What AI Actually Changes


AI changes the calculation, but not the fundamentals.

It makes native development faster. It makes refactoring easier. It helps teams understand unfamiliar platform APIs. It can support testing, documentation, and debugging.

But it does not remove the need for architectural ownership.

It does not decide which platform behavior is correct.

It does not take responsibility for quality.

It does not replace a team’s understanding of the product.

And it does not remove the cost of maintaining two separate systems over several years.

That is why I would be careful with the claim that AI makes cross-platform frameworks obsolete. That sounds attractive, but it ignores the operational side of software development.

My Current Rule of Thumb


My current view is simple:

Use cross-platform when you want one product, one team, and one shared delivery process. Use native when platform-specific quality, performance, or OS integration is central to the product.

For many client projects, especially in the SME and startup environment, cross-platform is still a very reasonable default.

For complex consumer products, hardware-related applications, or apps with strong platform-specific requirements, native becomes more attractive — especially now that AI can reduce some of the development overhead.

Conclusion

Cross-platform app development is not dead.
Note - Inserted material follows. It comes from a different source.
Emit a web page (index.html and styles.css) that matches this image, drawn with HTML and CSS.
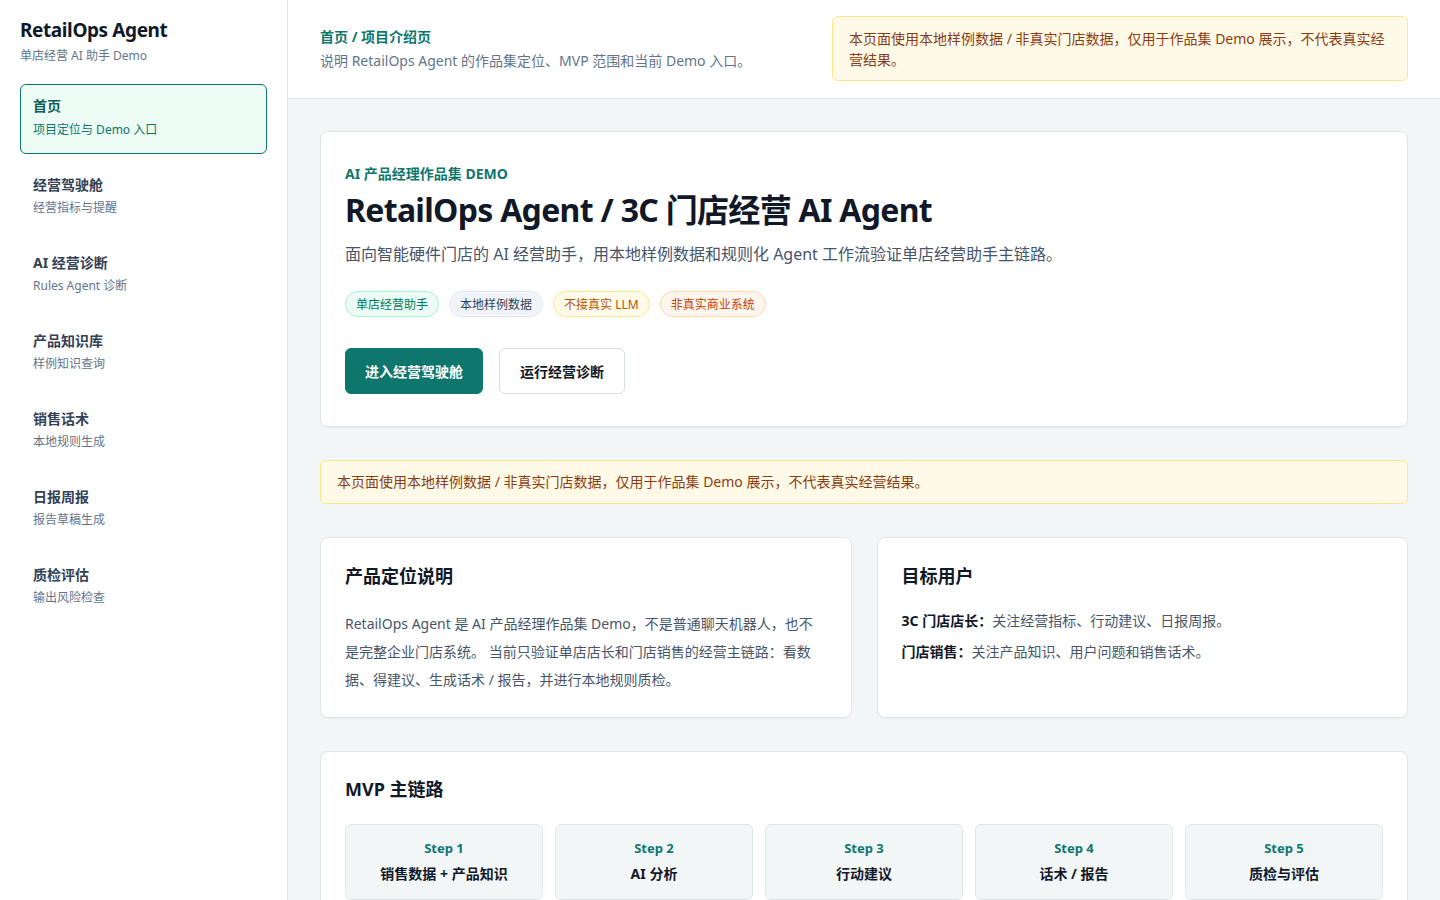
FILE: index.html
```html
<!DOCTYPE html>
<html lang="zh-CN">
<head>
<meta charset="utf-8">
<title>RetailOps Agent - 首页</title>
<link rel="stylesheet" href="styles.css">
</head>
<body>
<div class="app">
  <aside class="sidebar">
    <div class="brand">
      <div class="brand-name">RetailOps Agent</div>
      <div class="brand-sub">单店经营 AI 助手 Demo</div>
    </div>
    <nav class="nav">
      <a class="nav-item active" href="#">
        <span class="nav-title">首页</span>
        <span class="nav-sub">项目定位与 Demo 入口</span>
      </a>
      <a class="nav-item" href="#">
        <span class="nav-title">经营驾驶舱</span>
        <span class="nav-sub">经营指标与提醒</span>
      </a>
      <a class="nav-item" href="#">
        <span class="nav-title">AI 经营诊断</span>
        <span class="nav-sub">Rules Agent 诊断</span>
      </a>
      <a class="nav-item" href="#">
        <span class="nav-title">产品知识库</span>
        <span class="nav-sub">样例知识查询</span>
      </a>
      <a class="nav-item" href="#">
        <span class="nav-title">销售话术</span>
        <span class="nav-sub">本地规则生成</span>
      </a>
      <a class="nav-item" href="#">
        <span class="nav-title">日报周报</span>
        <span class="nav-sub">报告草稿生成</span>
      </a>
      <a class="nav-item" href="#">
        <span class="nav-title">质检评估</span>
        <span class="nav-sub">输出风险检查</span>
      </a>
    </nav>
  </aside>

  <div class="main">
    <header class="topbar">
      <div class="topbar-text">
        <div class="crumb">首页 / 项目介绍页</div>
        <div class="crumb-desc">说明 RetailOps Agent 的作品集定位、MVP 范围和当前 Demo 入口。</div>
      </div>
      <div class="notice notice-top">本页面使用本地样例数据 / 非真实门店数据，仅用于作品集 Demo 展示，不代表真实经营结果。</div>
    </header>

    <main class="content">
      <section class="card hero">
        <div class="eyebrow">AI 产品经理作品集 DEMO</div>
        <h1 class="hero-title">RetailOps Agent / 3C 门店经营 AI Agent</h1>
        <p class="hero-desc">面向智能硬件门店的 AI 经营助手，用本地样例数据和规则化 Agent 工作流验证单店经营助手主链路。</p>
        <div class="tags">
          <span class="tag tag-green">单店经营助手</span>
          <span class="tag tag-gray">本地样例数据</span>
          <span class="tag tag-yellow">不接真实 LLM</span>
          <span class="tag tag-orange">非真实商业系统</span>
        </div>
        <div class="actions">
          <a class="btn btn-primary" href="#">进入经营驾驶舱</a>
          <a class="btn btn-secondary" href="#">运行经营诊断</a>
        </div>
      </section>

      <div class="notice notice-bar">本页面使用本地样例数据 / 非真实门店数据，仅用于作品集 Demo 展示，不代表真实经营结果。</div>

      <div class="two-col">
        <section class="card info">
          <h2 class="card-title">产品定位说明</h2>
          <p class="body-text">RetailOps Agent 是 AI 产品经理作品集 Demo，不是普通聊天机器人，也不是完整企业门店系统。 当前只验证单店店长和门店销售的经营主链路：看数据、得建议、生成话术 / 报告，并进行本地规则质检。</p>
        </section>
        <section class="card info">
          <h2 class="card-title">目标用户</h2>
          <p class="user-line"><strong>3C 门店店长：</strong>关注经营指标、行动建议、日报周报。</p>
          <p class="user-line"><strong>门店销售：</strong>关注产品知识、用户问题和销售话术。</p>
        </section>
      </div>

      <section class="card mvp">
        <h2 class="card-title">MVP 主链路</h2>
        <div class="steps">
          <div class="step"><div class="step-no">Step 1</div><div class="step-name">销售数据 + 产品知识</div></div>
          <div class="step"><div class="step-no">Step 2</div><div class="step-name">AI 分析</div></div>
          <div class="step"><div class="step-no">Step 3</div><div class="step-name">行动建议</div></div>
          <div class="step"><div class="step-no">Step 4</div><div class="step-name">话术 / 报告</div></div>
          <div class="step"><div class="step-no">Step 5</div><div class="step-name">质检与评估</div></div>
        </div>
      </section>
    </main>
  </div>
</div>
</body>
</html>
```

FILE: styles.css
```css
* {
  box-sizing: border-box;
}

html, body {
  margin: 0;
  padding: 0;
  height: 100%;
}

body {
  font-family: "Noto Sans", "Noto Sans CJK SC", sans-serif;
  color: #111827;
  background: #f3f6f7;
  font-size: 14px;
}

.app {
  display: flex;
  min-height: 100vh;
}

/* Sidebar */
.sidebar {
  width: 288px;
  flex-shrink: 0;
  background: #ffffff;
  border-right: 1px solid #dfe6e8;
  padding: 16px 20px;
}

.brand {
  margin-bottom: 18px;
}

.brand-name {
  font-size: 19px;
  font-weight: 700;
  color: #111827;
  line-height: 28px;
  letter-spacing: -0.4px;
}

.brand-sub {
  font-size: 12px;
  color: #64748b;
  line-height: 20px;
  margin-top: 2px;
}

.nav {
  display: flex;
  flex-direction: column;
  gap: 8px;
}

.nav-item {
  display: flex;
  flex-direction: column;
  height: 70px;
  padding: 11px 12px 0 12px;
  border: 1px solid transparent;
  border-radius: 6px;
  text-decoration: none;
}

.nav-item:not(.active) {
  padding-top: 12px;
}

.nav-title {
  font-size: 14px;
  font-weight: 700;
  color: #334155;
  line-height: 20px;
}

.nav-sub {
  font-size: 12px;
  color: #64748b;
  line-height: 20px;
  margin-top: 4px;
}

.nav-item:not(.active) .nav-sub {
  margin-top: 3px;
}

.nav-item.active {
  background: #ecfbf4;
  border-color: #0f766e;
}

.nav-item.active .nav-title {
  color: #0f5e58;
}

.nav-item.active .nav-sub {
  color: #0f766e;
}

/* Main column */
.main {
  flex: 1;
  min-width: 0;
  display: flex;
  flex-direction: column;
}

.topbar {
  background: #ffffff;
  border-bottom: 1px solid #dce4e6;
  height: 99px;
  padding: 16px 32px 0 32px;
  display: flex;
  justify-content: space-between;
  align-items: flex-start;
}

.topbar-text {
  padding-top: 10px;
}

.crumb {
  font-size: 14px;
  font-weight: 700;
  color: #0f766e;
  line-height: 22px;
}

.crumb-desc {
  font-size: 14px;
  color: #64748b;
  line-height: 24px;
  margin-top: 1px;
}

.notice {
  background: #fffae8;
  border: 1px solid #fde68a;
  border-radius: 6px;
  color: #8a3d12;
  font-size: 14px;
}

.notice-top {
  width: 576px;
  padding: 11px 16px 10px 16px;
  line-height: 21px;
}

.content {
  padding: 32px;
  display: flex;
  flex-direction: column;
  gap: 33px;
}

.card {
  background: #ffffff;
  border: 1px solid #dfe6e8;
  border-radius: 8px;
  box-shadow: 0 1px 2px rgba(15, 23, 42, 0.04);
}

/* Hero */
.hero {
  padding: 31px 24px 32px 24px;
}

.eyebrow {
  font-size: 14px;
  font-weight: 700;
  color: #0f766e;
  line-height: 22px;
}

.hero-title {
  margin: 3px 0 0 0;
  font-size: 32px;
  font-weight: 700;
  line-height: 44px;
  letter-spacing: -0.7px;
  color: #111827;
}

.hero-desc {
  margin: 9px 0 0 0;
  font-size: 16px;
  line-height: 26px;
  color: #475569;
}

.tags {
  display: flex;
  gap: 10px;
  margin-top: 24px;
}

.tag {
  display: inline-flex;
  align-items: center;
  height: 26px;
  padding: 0 10px;
  border-radius: 13px;
  font-size: 12px;
  border: 1px solid;
}

.tag-green {
  background: #ecfdf5;
  border-color: #a7f3d0;
  color: #047857;
}

.tag-gray {
  background: #f1f5f9;
  border-color: #e2e8f0;
  color: #334155;
}

.tag-yellow {
  background: #fffbeb;
  border-color: #fde68a;
  color: #b45309;
}

.tag-orange {
  background: #fff7ed;
  border-color: #fed7aa;
  color: #c2410c;
}

.actions {
  display: flex;
  gap: 16px;
  margin-top: 31px;
}

.btn {
  display: inline-flex;
  align-items: center;
  justify-content: center;
  height: 46px;
  padding: 0 19px;
  border-radius: 6px;
  font-size: 14px;
  font-weight: 700;
  text-decoration: none;
}

.btn-primary {
  background: #0f766e;
  color: #ffffff;
  border: 1px solid #0f766e;
}

.btn-secondary {
  background: #ffffff;
  color: #111827;
  border: 1px solid #d7dee2;
  padding: 0 20px;
}

/* Notice strip */
.notice-bar {
  padding: 10px 16px;
  line-height: 22px;
}

/* Two info cards */
.two-col {
  display: grid;
  grid-template-columns: 1fr 1fr;
  gap: 25px;
}

.info {
  padding: 24px 24px 22px 24px;
  min-height: 181px;
}

.card-title {
  margin: 0;
  font-size: 18px;
  font-weight: 700;
  line-height: 28px;
  color: #111827;
}

.body-text {
  margin: 20px 0 0 0;
  font-size: 14px;
  line-height: 28px;
  color: #475569;
}

.user-line {
  margin: 19px 0 0 0;
  font-size: 14px;
  line-height: 23px;
  color: #475569;
}

.user-line + .user-line {
  margin-top: 8px;
}

.user-line strong {
  color: #111827;
  font-weight: 700;
}

/* MVP steps */
.mvp {
  padding: 23px 24px 24px 24px;
}

.steps {
  display: grid;
  grid-template-columns: repeat(5, 1fr);
  gap: 12px;
  margin-top: 21px;
}

.step {
  background: #f3f6f7;
  border: 1px solid #dfe6e8;
  border-radius: 6px;
  padding: 12px 12px 14px 12px;
  text-align: center;
}

.step-no {
  font-size: 13px;
  font-weight: 700;
  color: #0f766e;
  line-height: 22px;
}

.step-name {
  margin-top: 4px;
  font-size: 14px;
  font-weight: 700;
  color: #111827;
  line-height: 22px;
}
```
But the reason for using it has matured.

It should no longer be sold only as a way to “save development costs.” That is too simplistic.

The better argument is this:

Cross-platform frameworks reduce coordination cost, maintenance complexity, and product inconsistency.

AI will continue to improve native development. That is a good thing. But software projects do not fail only because code is slow to write. They fail because teams lose clarity, products become inconsistent, maintenance becomes expensive, and technical decisions are made without enough business context.

From that perspective, Flutter and React Native still have a clear place.

But when the business needs one consistent product across platforms, delivered by a focused team with a clear process, cross-platform development still makes a lot of sense.